Personal information
- Born: March 20, 1992 (age 33) Middletown Township, New Jersey, U.S.
- Listed height: 6 ft 5 in (1.96 m)
- Listed weight: 260 lb (118 kg)

Career information
- High school: Middletown North
- College: Michigan State
- NFL draft: 2016: 3rd round, 75th overall pick

Career history
- Oakland Raiders (2016–2018); New England Patriots (2019–2020); San Francisco 49ers (2021)*; Kansas City Chiefs (2021–2022)*;
- * Offseason and/or practice squad member only

Awards and highlights
- 3× First-team All-Big Ten (2013–2015); Big Ten Defensive Lineman of the Year (2013);

Career NFL statistics
- Total tackles: 56
- Sacks: 2.5
- Forced fumbles: 3
- Stats at Pro Football Reference

= Shilique Calhoun =

American football player (born 1992)

Shilique Calhoun (born March 20, 1992) is an American former professional football player who was a linebacker in the National Football League (NFL). He played college football for the Michigan State Spartans, and was selected by the Oakland Raiders in the third round in the 2016 NFL draft.

==Early life==
Calhoun attended Middletown High School North in Middletown Township, New Jersey. He was a defensive end and tight end for the high school football team. He also played basketball.

==College career==
Calhoun was redshirted at Michigan State University as a freshman in 2011.
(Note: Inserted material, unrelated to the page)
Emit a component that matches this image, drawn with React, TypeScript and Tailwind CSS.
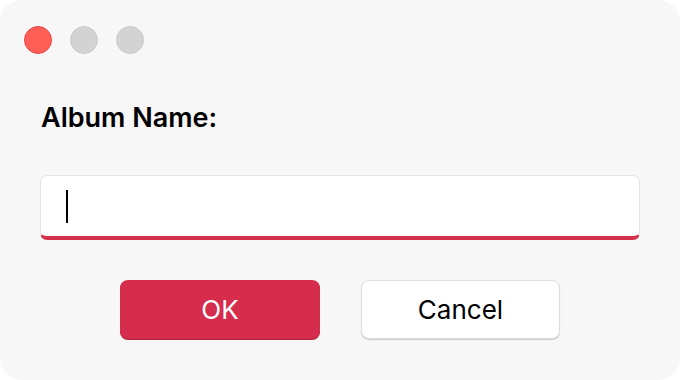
export default function App() {
  return (
    <div className="w-[680px] h-[380px] bg-white" style={{ fontFamily: 'Inter, "Liberation Sans", sans-serif' }}>
      <div className="h-full rounded-[22px] bg-[#f7f7f7] flex flex-col">
        {/* Traffic lights */}
        <div className="flex gap-[18px] pl-[24px] pt-[26px]">
          <div className="w-[28px] h-[28px] rounded-full bg-[#ff5f57] border border-[#e5483f]"></div>
          <div className="w-[28px] h-[28px] rounded-full bg-[#d3d3d3] border border-[#c9c9c9]"></div>
          <div className="w-[28px] h-[28px] rounded-full bg-[#d3d3d3] border border-[#c9c9c9]"></div>
        </div>

        <label className="mt-[48px] ml-[41px] text-[27px] leading-[32px] font-semibold text-black">
          Album Name:
        </label>

        {/* Input */}
        <div className="mt-[41px] mx-[40px] h-[65px] rounded-[7px] bg-white border border-[#e4e4e4] border-b-[4px] border-b-[#d42f4b] flex items-center pl-[25px]">
          <div className="w-[2px] h-[33px] bg-black"></div>
        </div>

        {/* Buttons */}
        <div className="mt-[40px] flex justify-center gap-[41px]">
          <button className="w-[200px] h-[59px] rounded-[8px] bg-[#d52d4b] text-white text-[26px] shadow-[0_1px_0_#a6233b]">
            OK
          </button>
          <button className="w-[199px] h-[59px] rounded-[8px] bg-white border border-[#dedede] text-black text-[26px] shadow-[0_1px_1px_rgba(0,0,0,0.18)]">
            Cancel
          </button>
        </div>
      </div>
    </div>
  );
}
As a redshirt freshman in 2012, he played in all 13 games as a backup. He recorded 6 tackles (2.5 for a loss, including 1 sack) and 2 passes defensed. His first year as starter, as a sophomore in 2013, he posted 37 tackles (14 for a loss, including 7.5 sacks), 1 interception, 4 fumble recoveries, and 2 forced fumbles. He was named a second team All-American by numerous publications and was a finalist for the Ted Hendricks Award. Although he was eligible for the 2014 NFL draft, he decided to return for his junior season. During his junior year in 2014, he posted 39 tackles (12.5 for a loss, including 8 sacks), 1 fumble recovery, and a forced fumble. He was expected to leave college and enter the 2015 NFL draft, but he returned to school for his senior year and, during the 2015 season, he collected 49 tackles (15 for a loss, including 10.5 sacks), 3 passes defensed, and a forced fumble. He finished his four-year college career with 27 sacks, 131 tackles (44 tackles for a loss), four forced fumbles, five fumble recoveries, and one interception.

== Professional career ==

Pre-draft measurables
| Height | Weight | Arm length | Hand span | 40-yard dash | 20-yard shuttle | Three-cone drill | Vertical jump | Broad jump | Bench press |
| 6 ft 4+3⁄8 in (1.94 m) | 251 lb (114 kg) | 34+1⁄4 in (0.87 m) | 9+7⁄8 in (0.25 m) | 4.82 s | 4.25 s | 6.97 s | 35.0 in (0.89 m) | 9 ft 7 in (2.92 m) | 23 reps |
All values from NFL Combine

===Oakland Raiders===
On April 29, 2016, Calhoun was selected in the third round (75th overall) of the 2016 NFL draft. On May 17, it was announced that Calhoun would wear number 91, formerly held by Justin Tuck. On June 17, Calhoun signed with the Oakland Raiders. He played in 10 games as a rookie recording nine tackles and a pass defensed before being placed on injured reserve on December 23.

On September 2, 2017, Calhoun was waived by the Raiders and was re-signed to the practice squad the following day. He was promoted to the active roster on October 14.

On September 12, 2018, Calhoun was waived by the Raiders and was subsequently re-signed to the practice squad. He was promoted back to the active roster on September 18. Calhoun was placed on injured reserve on December 5.

===New England Patriots===
On May 2, 2019, Calhoun was signed by the New England Patriots.

On March 24, 2020, Calhoun was re-signed by the Patriots. In Week 2 against the Seattle Seahawks on Sunday Night Football, Calhoun recorded his first career sack on Russell Wilson during the 35–30 loss. He was placed on injured reserve on November 14. Calhoun was activated on December 19.

===San Francisco 49ers===
On August 10, 2021, Calhoun signed a one-year contract with the San Francisco 49ers. He was released by San Francisco on August 24.

===Kansas City Chiefs===
On October 19, 2021, Calhoun was signed to the Kansas City Chiefs' practice squad. He was released on January 18, 2022.

On February 9, 2022, Calhoun signed a reserve/future contract with Kansas City. He was waived by the Chiefs on August 8.